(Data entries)
════
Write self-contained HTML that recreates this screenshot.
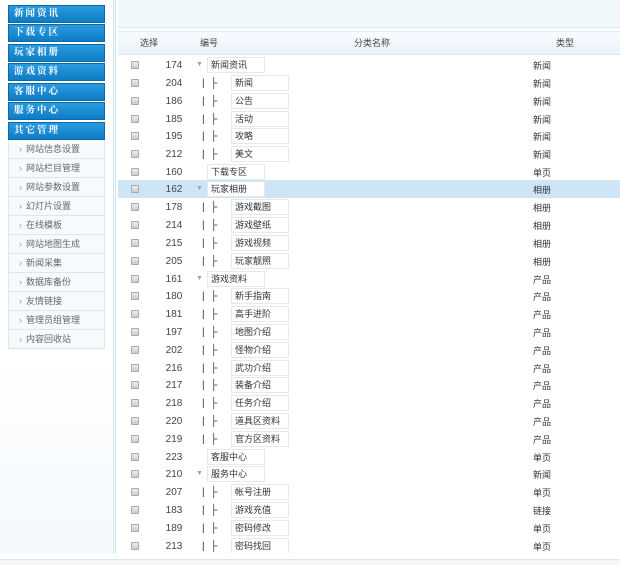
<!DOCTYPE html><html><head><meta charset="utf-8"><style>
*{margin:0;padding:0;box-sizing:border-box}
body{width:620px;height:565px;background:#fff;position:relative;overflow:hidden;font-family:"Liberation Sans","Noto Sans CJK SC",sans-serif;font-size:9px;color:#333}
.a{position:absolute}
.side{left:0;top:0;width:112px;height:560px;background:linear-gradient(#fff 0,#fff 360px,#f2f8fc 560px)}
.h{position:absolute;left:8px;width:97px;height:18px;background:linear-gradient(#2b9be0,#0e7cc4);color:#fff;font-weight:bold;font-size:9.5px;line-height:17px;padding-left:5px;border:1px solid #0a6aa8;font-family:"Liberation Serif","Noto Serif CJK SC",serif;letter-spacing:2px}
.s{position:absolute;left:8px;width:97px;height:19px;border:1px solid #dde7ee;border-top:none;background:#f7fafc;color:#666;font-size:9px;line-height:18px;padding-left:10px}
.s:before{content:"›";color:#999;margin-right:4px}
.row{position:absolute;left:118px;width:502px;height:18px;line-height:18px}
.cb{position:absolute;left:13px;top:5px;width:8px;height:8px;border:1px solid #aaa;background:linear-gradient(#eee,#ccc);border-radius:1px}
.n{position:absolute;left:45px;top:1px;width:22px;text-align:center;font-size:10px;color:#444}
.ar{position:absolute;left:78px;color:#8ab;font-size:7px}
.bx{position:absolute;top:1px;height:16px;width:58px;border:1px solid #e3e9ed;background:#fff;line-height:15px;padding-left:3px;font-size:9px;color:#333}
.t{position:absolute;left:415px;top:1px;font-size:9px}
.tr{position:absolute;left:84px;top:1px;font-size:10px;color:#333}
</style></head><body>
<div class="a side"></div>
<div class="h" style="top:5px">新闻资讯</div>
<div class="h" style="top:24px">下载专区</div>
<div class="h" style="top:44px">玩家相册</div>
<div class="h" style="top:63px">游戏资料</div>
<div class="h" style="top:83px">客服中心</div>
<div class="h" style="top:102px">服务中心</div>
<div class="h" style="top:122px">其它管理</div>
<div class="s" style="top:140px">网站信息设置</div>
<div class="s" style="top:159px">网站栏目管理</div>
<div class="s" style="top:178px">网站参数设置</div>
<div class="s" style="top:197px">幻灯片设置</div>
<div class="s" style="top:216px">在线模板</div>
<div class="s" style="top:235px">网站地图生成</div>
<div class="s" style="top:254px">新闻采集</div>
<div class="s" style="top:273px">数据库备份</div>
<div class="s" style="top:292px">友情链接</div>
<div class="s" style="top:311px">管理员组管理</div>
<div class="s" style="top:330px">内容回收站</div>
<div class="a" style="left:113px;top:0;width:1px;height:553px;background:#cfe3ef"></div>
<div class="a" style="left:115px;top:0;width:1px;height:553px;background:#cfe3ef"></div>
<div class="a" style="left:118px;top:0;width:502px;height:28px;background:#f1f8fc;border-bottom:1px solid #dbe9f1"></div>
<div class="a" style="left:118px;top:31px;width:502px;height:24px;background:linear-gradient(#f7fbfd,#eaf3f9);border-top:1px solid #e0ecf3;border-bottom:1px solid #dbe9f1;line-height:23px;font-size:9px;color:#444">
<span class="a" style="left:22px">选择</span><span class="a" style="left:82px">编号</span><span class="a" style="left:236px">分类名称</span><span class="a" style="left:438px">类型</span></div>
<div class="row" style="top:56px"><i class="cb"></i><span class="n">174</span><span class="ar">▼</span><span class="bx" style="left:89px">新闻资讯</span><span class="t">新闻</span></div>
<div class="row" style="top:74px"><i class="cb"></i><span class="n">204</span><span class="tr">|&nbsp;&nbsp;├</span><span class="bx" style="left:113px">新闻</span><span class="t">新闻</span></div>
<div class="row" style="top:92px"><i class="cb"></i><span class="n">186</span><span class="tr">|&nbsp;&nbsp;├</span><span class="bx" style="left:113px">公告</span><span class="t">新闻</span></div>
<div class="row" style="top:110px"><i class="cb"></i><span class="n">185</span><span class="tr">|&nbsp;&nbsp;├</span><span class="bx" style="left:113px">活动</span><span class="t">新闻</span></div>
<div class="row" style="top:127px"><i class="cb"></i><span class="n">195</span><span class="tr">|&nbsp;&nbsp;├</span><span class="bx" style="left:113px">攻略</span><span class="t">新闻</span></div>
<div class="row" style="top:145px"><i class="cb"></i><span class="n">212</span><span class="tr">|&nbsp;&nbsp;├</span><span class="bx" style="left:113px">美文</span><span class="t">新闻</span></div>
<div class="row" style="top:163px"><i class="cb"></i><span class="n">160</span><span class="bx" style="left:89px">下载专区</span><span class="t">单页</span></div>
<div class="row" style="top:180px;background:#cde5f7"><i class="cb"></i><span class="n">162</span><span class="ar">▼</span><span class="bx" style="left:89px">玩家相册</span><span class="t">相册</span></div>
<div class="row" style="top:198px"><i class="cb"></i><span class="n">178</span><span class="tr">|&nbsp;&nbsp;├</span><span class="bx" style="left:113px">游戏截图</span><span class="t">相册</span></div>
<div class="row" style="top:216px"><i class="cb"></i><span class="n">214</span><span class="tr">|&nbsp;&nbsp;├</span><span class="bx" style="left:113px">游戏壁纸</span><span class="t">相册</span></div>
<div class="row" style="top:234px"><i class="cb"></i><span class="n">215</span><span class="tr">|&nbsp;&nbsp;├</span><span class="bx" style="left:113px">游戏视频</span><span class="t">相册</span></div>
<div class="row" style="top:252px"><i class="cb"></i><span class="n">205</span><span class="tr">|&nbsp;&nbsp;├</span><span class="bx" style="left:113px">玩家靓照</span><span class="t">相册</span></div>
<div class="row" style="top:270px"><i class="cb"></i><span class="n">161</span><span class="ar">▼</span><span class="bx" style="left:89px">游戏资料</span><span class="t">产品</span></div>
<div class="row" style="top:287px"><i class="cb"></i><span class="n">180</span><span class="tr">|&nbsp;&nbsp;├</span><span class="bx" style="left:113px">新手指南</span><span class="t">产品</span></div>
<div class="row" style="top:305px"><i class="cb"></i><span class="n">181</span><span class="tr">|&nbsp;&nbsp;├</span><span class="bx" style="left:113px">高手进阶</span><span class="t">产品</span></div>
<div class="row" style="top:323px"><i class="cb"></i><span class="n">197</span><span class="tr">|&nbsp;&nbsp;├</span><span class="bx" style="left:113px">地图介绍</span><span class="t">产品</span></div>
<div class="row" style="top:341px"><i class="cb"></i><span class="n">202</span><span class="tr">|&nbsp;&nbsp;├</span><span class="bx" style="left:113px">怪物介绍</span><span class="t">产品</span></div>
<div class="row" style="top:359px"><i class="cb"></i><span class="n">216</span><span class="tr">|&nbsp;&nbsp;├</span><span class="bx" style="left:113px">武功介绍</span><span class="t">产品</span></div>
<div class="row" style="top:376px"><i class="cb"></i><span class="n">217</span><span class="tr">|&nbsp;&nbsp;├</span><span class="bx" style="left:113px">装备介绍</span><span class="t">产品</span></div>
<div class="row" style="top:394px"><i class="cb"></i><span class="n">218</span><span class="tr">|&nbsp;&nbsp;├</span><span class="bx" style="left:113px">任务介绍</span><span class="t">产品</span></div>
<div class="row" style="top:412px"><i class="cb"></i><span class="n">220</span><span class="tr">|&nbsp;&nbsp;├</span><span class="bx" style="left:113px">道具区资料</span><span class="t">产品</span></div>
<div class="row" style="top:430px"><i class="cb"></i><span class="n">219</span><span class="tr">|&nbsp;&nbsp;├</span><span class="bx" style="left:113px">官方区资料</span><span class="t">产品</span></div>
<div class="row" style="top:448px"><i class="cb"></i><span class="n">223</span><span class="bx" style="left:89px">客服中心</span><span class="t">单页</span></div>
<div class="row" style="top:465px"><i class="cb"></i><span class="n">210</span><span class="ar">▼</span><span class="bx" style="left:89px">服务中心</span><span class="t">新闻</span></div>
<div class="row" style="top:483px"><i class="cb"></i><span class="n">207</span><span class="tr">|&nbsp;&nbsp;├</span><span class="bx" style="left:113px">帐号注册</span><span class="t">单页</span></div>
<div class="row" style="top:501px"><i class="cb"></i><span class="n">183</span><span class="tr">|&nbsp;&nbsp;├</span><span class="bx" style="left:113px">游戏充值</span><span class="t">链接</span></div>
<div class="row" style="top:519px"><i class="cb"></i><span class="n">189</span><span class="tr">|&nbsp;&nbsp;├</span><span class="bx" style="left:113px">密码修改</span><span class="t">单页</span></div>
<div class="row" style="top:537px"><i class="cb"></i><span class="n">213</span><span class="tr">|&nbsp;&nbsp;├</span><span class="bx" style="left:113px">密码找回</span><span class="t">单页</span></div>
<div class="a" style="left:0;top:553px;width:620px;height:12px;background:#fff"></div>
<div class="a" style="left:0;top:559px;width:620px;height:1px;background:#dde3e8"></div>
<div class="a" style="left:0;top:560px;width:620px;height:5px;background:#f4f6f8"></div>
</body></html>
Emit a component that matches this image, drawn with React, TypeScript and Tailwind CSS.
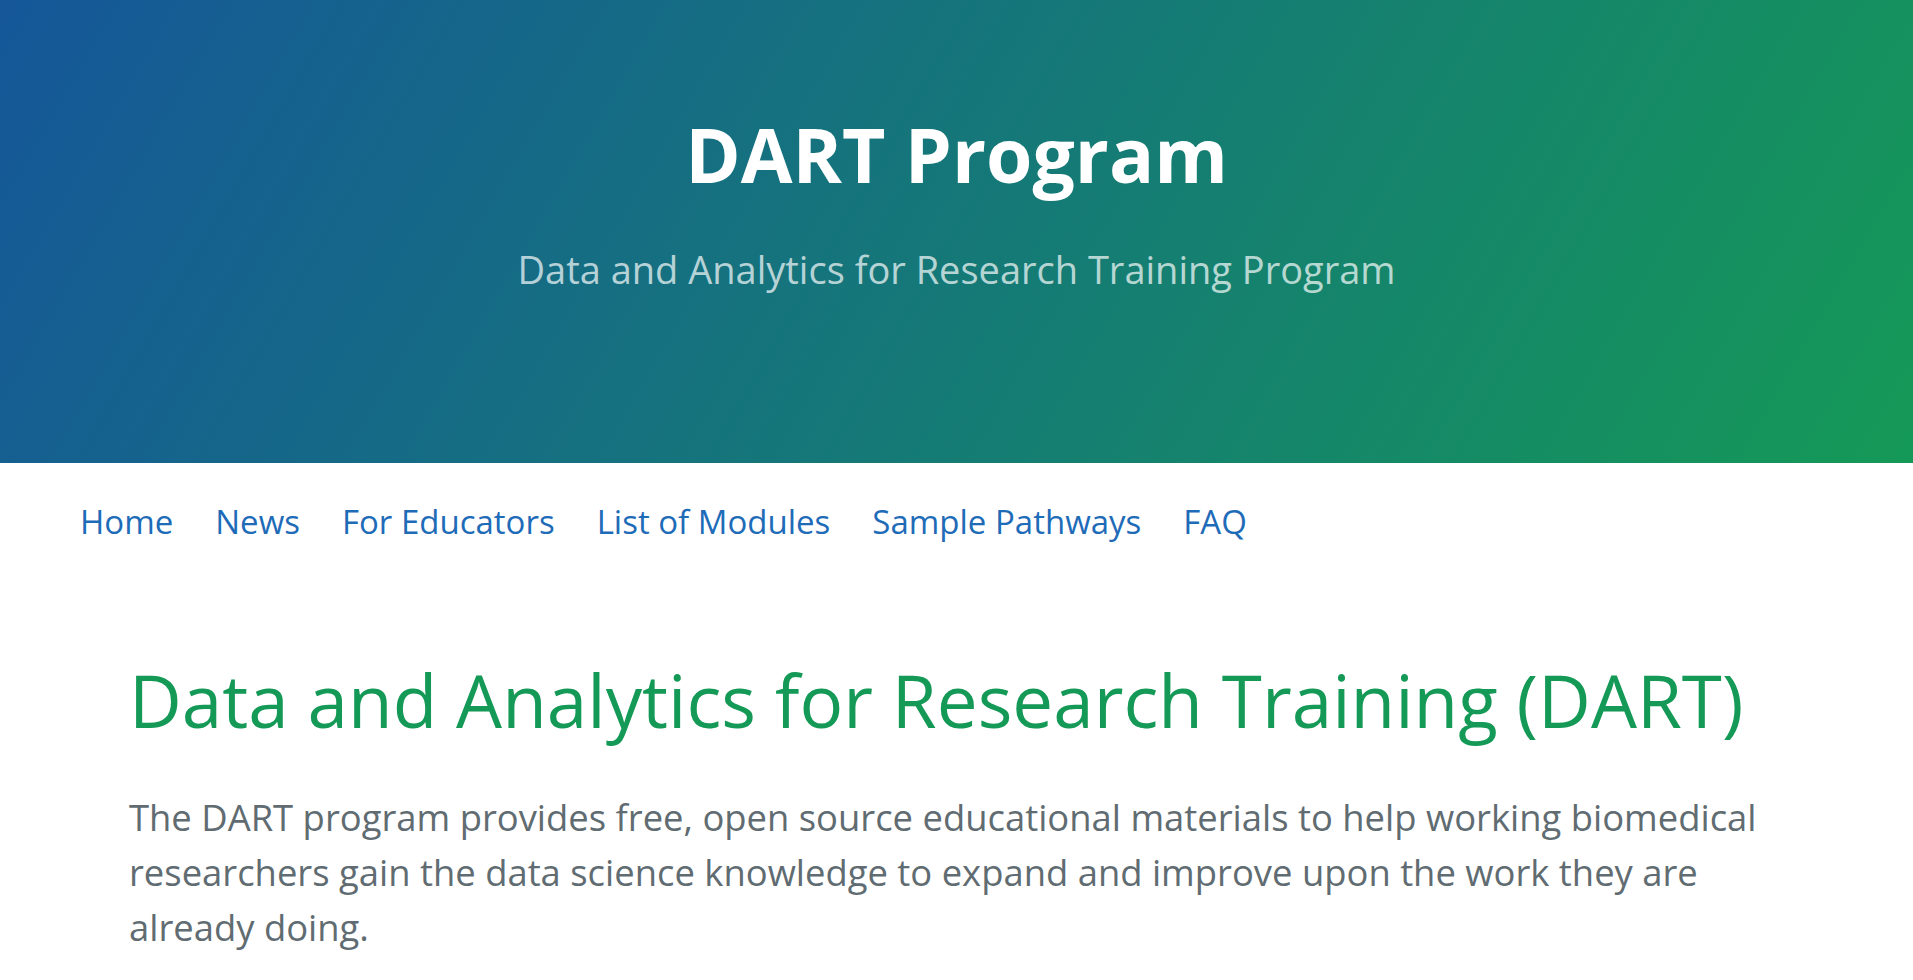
════
Objective:
In the records above, collect each line with "this".

Task response:
Write self-contained HTML that recreates this screenshot.
Emit a component that matches this image, drawn with React, TypeScript and Tailwind CSS.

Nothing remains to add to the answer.